Stored data
** Begin **
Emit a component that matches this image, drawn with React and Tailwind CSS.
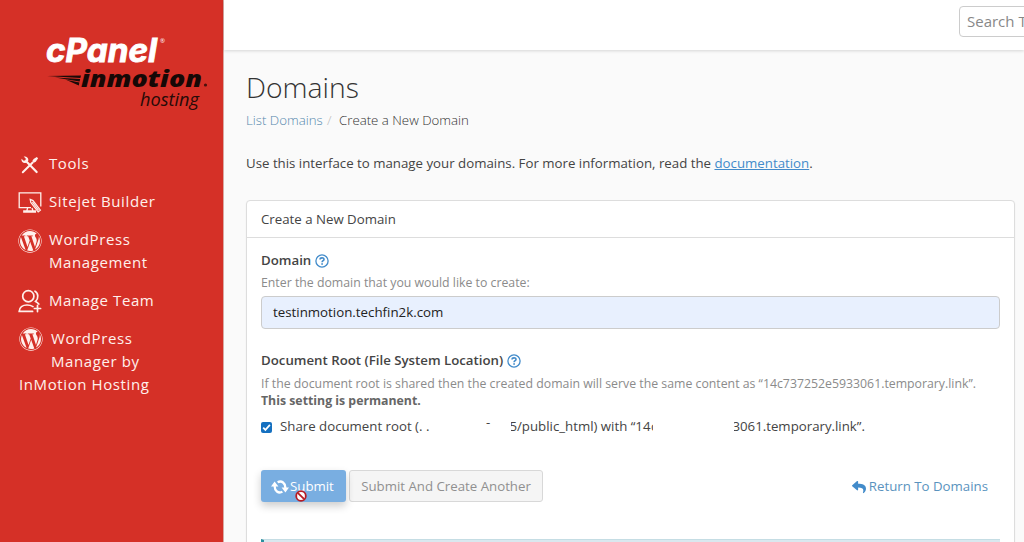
import React from 'react';
import { FaReply, FaWordpress } from 'react-icons/fa';

const ToolsIcon = () => (
  <svg viewBox="0 0 20 20" className="w-[18px] h-[18px]" fill="none" stroke="currentColor">
    <path d="M6 6 L17.4 17.8" strokeWidth="2.4" strokeLinecap="round" />
    <path d="M3 .6 L5.4 3 L4.8 4.8 L3 5.4 L.6 3 C0 6.2 2.4 8.6 5.6 7.6 L8 5.2 C8.8 2.2 6 -.2 3 .6 Z" fill="currentColor" stroke="none" />
    <path d="M2 18 L13 7.2" strokeWidth="2.2" strokeLinecap="round" />
    <path d="M12.6 5.6 L14 3.4 L17.6 1 L19 2.4 L16.6 6 L14.4 7.4 Z" fill="currentColor" stroke="none" />
  </svg>
);

const BuilderIcon = () => (
  <svg viewBox="0 0 24 23" className="w-6 h-[23px]" fill="none" stroke="currentColor" strokeWidth="1.3">
    <path d="M13 16.6 H1.2 V1.8 H22.8 V15.5" />
    <path d="M9.6 16.8 L8.8 20 M14 17 L15 20 M5.8 21.2 H17.4 V20 H5.8 Z" />
    <path d="M12.2 8.4 L15 9.6 L22.4 19.2 L20.2 21 L12.8 11.4 Z M14.4 11 L20.6 19.4" strokeWidth="1.2" />
  </svg>
);

const TeamIcon = () => (
  <svg viewBox="0 0 24 24" className="w-6 h-6" fill="none" stroke="currentColor" strokeWidth="1.7" strokeLinecap="round">
    <circle cx="10.3" cy="7.2" r="5.6" />
    <path d="M17 2.2 C20.4 4 20.8 9.4 17.6 12.4 C18.8 13 19.8 13.8 20.8 15" />
    <path d="M14.6 22.4 H1.2 C1.4 18.6 4.6 16 9 16 C11.8 16 13.4 16.6 15 17.6" />
    <path d="M19.5 16.4 V22.6 M16.4 19.5 H22.6" />
  </svg>
);

const HelpIcon = () => (
  <svg viewBox="0 0 14 14" className="w-[14px] h-[14px] shrink-0 text-[#428bca]" fill="none" stroke="currentColor">
    <circle cx="7" cy="7" r="6.1" strokeWidth="1.3" />
    <path d="M5 5.5 C5.1 3.3 9 3.3 9 5.4 C9 6.7 7.1 6.7 7.1 8.3" strokeWidth="1.6" />
    <path d="M7.1 9.2 V10.8" strokeWidth="1.7" />
  </svg>
);

const SpinnerIcon = () => (
  <svg viewBox="0 0 18 14" className="w-[18px] h-[14px] mr-px shrink-0" fill="none" stroke="currentColor" strokeWidth="2.3">
    <path d="M6.6 2.2 C10.6 .2 14.6 3 14.3 8" />
    <path d="M11.4 11.8 C7.4 13.8 3.4 11 3.7 6" />
    <path d="M10.6 7.6 H18 L14.4 12.4 Z M0 6.4 H7.4 L3.6 1.6 Z" fill="currentColor" stroke="none" />
  </svg>
);

const Logo = () => (
  <svg viewBox="0 0 170 80" className="w-[170px] h-20 ml-[42px]" fontFamily="'Open Sans', sans-serif">
    <text x="4" y="28" fontFamily="Inter, sans-serif" fontSize="32" fontWeight="700" fontStyle="italic" fill="#fff" stroke="#fff" strokeWidth=".9" textLength="111" lengthAdjust="spacingAndGlyphs">cPanel</text>
    <text x="118" y="9" fontSize="6" fill="#fff">®</text>
    <path d="M5 42 L39 41.4 L38.4 44 Z M13 43.4 L38.2 45 L37.6 47.6 Z M24 45.8 L37.4 48.6 L36.8 51.6 Z" fill="#1a0a08" />
    <text x="39" y="53" fontSize="23" fontWeight="800" fontStyle="italic" fill="#160806" textLength="121" lengthAdjust="spacingAndGlyphs">inmotion</text>
    <circle cx="163.5" cy="51" r="1.6" fill="#4a100c" />
    <text x="98" y="72" fontSize="19" fontStyle="italic" fill="#260b08" textLength="59" lengthAdjust="spacingAndGlyphs">hosting</text>
  </svg>
);

const Sidebar = () => (
  <aside className="w-[224px] shrink-0 bg-[#d53027] border-r border-[#d9a9a2] text-[#fff0ec]">
    <div className="pt-[34px]">
      <Logo />
    </div>
    <nav className="mt-[38px] pl-[18px] text-[15px] leading-[23px] font-medium tracking-[0.6px]">
      <div className="flex h-[38px]">
        <span className="w-[31px] pl-[3px] pt-[4px]"><ToolsIcon /></span>
        <span>Tools</span>
      </div>
      <div className="flex h-[38px]">
        <span className="w-[31px] pt-px"><BuilderIcon /></span>
        <span>Sitejet Builder</span>
      </div>
      <div className="flex h-[61px]">
        <span className="w-[31px] pt-px"><FaWordpress className="w-6 h-6" /></span>
        <span>WordPress<br />Management</span>
      </div>
      <div className="flex h-[38px]">
        <span className="w-[31px]"><TeamIcon /></span>
        <span>Manage Team</span>
      </div>
      <div className="flex">
        <span className="w-[33px] pl-px"><FaWordpress className="w-6 h-6" /></span>
        <span>WordPress<br />Manager by</span>
      </div>
      <div className="pl-px">InMotion Hosting</div>
    </nav>
  </aside>
);

const App = () => {
  return (
    <div className="flex w-[1024px] h-[542px] overflow-hidden bg-[#fafafa] font-['Open_Sans',sans-serif] text-[#444]">
      <Sidebar />
      <div className="w-[800px] shrink-0 flex flex-col">
        <header className="h-[50px] shrink-0 bg-white shadow-[0_1px_3px_rgba(0,0,0,0.15)] pt-[6px] pl-[735px] overflow-hidden">
          <div className="w-[180px] h-[31px] border border-[#ccc] rounded-[4px] pl-[7px] text-[15px] leading-[29px] text-[#888]">
            Search Tools
          </div>
        </header>

        <main className="flex-1 pl-[22px] pr-[9px]">
          <h1 className="mt-[17px] text-[28.3px] leading-[40px] font-light text-[#333]">Domains</h1>
          <div className="flex mt-[3px] text-[13.25px] leading-[20px] font-light">
            <span className="w-[81px] text-[#5689ad]">List Domains</span>
            <span className="w-[12px] text-[#bbb]">/</span>
            <span className="text-[#333]">Create a New Domain</span>
          </div>
          <p className="mt-[23px] text-[13.27px] leading-[20px] whitespace-nowrap">
            Use this interface to manage your domains. For more information, read the <a className="text-[#428bca] underline">documentation</a>.
          </p>

          <section className="mt-[27px] h-[400px] bg-white border border-[#ddd] rounded-[4px] shadow-[0_1px_2px_rgba(0,0,0,0.06)]">
            <div className="h-[37px] border-b border-[#ddd] pl-[14px] text-[13.25px] leading-[36px]">Create a New Domain</div>
            <div className="px-[14px]">
              <div className="flex items-center gap-[4px] mt-[13px] h-[20px] text-[13.25px] font-semibold">
                Domain <HelpIcon />
              </div>
              <div className="mt-px text-[12.3px] leading-[22px] text-[#8b8b8b]">Enter the domain that you would like to create:</div>
              <div className="mt-[2px] h-[33px] border border-[#ccc] rounded-[4px] bg-[#e8f0fe] pl-[11px] text-[13.3px] leading-[31px] text-[#222]">
                testinmotion.techfin2k.com
              </div>

              <div className="flex items-center gap-[4px] mt-[22px] h-[20px] text-[13.25px] font-semibold whitespace-nowrap">
                Document Root (File System Location) <HelpIcon />
              </div>
              <div className="mt-[4px] text-[12.3px] leading-[17px] text-[#8b8b8b] whitespace-nowrap">
                If the document root is shared then the created domain will serve the same content as “14c737252e5933061.temporary.link”.
                <br />
                <strong className="text-[#666]">This setting is permanent.</strong>
              </div>

              <div className="flex items-center mt-[7px] h-[20px] text-[13.25px] leading-[20px] whitespace-nowrap">
                <span className="w-[11px] h-[11px] mt-[3px] shrink-0 rounded-[2px] bg-[#1570c0] flex items-center justify-center">
                  <svg viewBox="0 0 11 11" className="w-[11px] h-[11px]" fill="none" stroke="#fff" strokeWidth="1.7">
                    <path d="M2.2 5.6 L4.4 7.9 L8.9 2.9" />
                  </svg>
                </span>
                <span className="w-[155px] shrink-0 pl-[8px]">Share document root (. .</span>
                <span className="w-[84px] shrink-0 pl-[59px] pb-[9px]">-</span>
                <span className="w-[6px] shrink-0 flex justify-end overflow-hidden">5</span>
                <span className="w-[134px] shrink-0">/public_html) with “14</span>
                <span className="w-[2px] shrink-0 overflow-hidden">c</span>
                <span className="w-[81px] shrink-0" />
                <span className="w-[6px] shrink-0 flex justify-end overflow-hidden">3</span>
                <span>061.temporary.link”.</span>
              </div>

              <div className="flex items-center mt-[34px] h-[32px] text-[13.25px]">
                <button className="relative flex items-center w-[85px] h-[32px] shrink-0 pl-[10px] pt-px rounded-[3px] bg-[#79aee1] text-white shadow-[0_4px_8px_rgba(0,0,0,0.2)]">
                  <SpinnerIcon />
                  Submit
                  <svg viewBox="0 0 12 12" className="absolute left-[34px] top-[20px] w-3 h-3">
                    <circle cx="6" cy="6" r="4.8" fill="#fff" stroke="#b71c24" strokeWidth="1.8" />
                    <path d="M2.8 2.8 L9.2 9.2" stroke="#b71c24" strokeWidth="1.8" />
                  </svg>
                </button>
                <button className="w-[194px] h-[32px] shrink-0 ml-[3px] pt-[2px] border border-[#d8d8d8] rounded-[3px] bg-[#f5f5f5] text-[#909090] whitespace-nowrap">
                  Submit And Create Another
                </button>
                <a className="flex items-center ml-auto mr-[12px] pt-[2px] text-[#5a93be] whitespace-nowrap">
                  <FaReply className="w-[14px] h-[14px] mr-[3px] text-[#428bca]" />
                  Return To Domains
                </a>
              </div>

              <div className="mt-[37px] h-[50px] border-l-[3px] border-l-[#2a8f9e] border-t border-t-[#c5dde4] bg-[#d9e8ef]" />
            </div>
          </section>
        </main>
      </div>
    </div>
  );
};

export default App;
** End **
Problem statement
Find the word "that" in the data and copy out each line where it turns up.

Solution to the exercise
Emit a component that matches this image, drawn with React and Tailwind CSS.
              <div className="mt-px text-[12.3px] leading-[22px] text-[#8b8b8b]">Enter the domain that you would like to create:</div>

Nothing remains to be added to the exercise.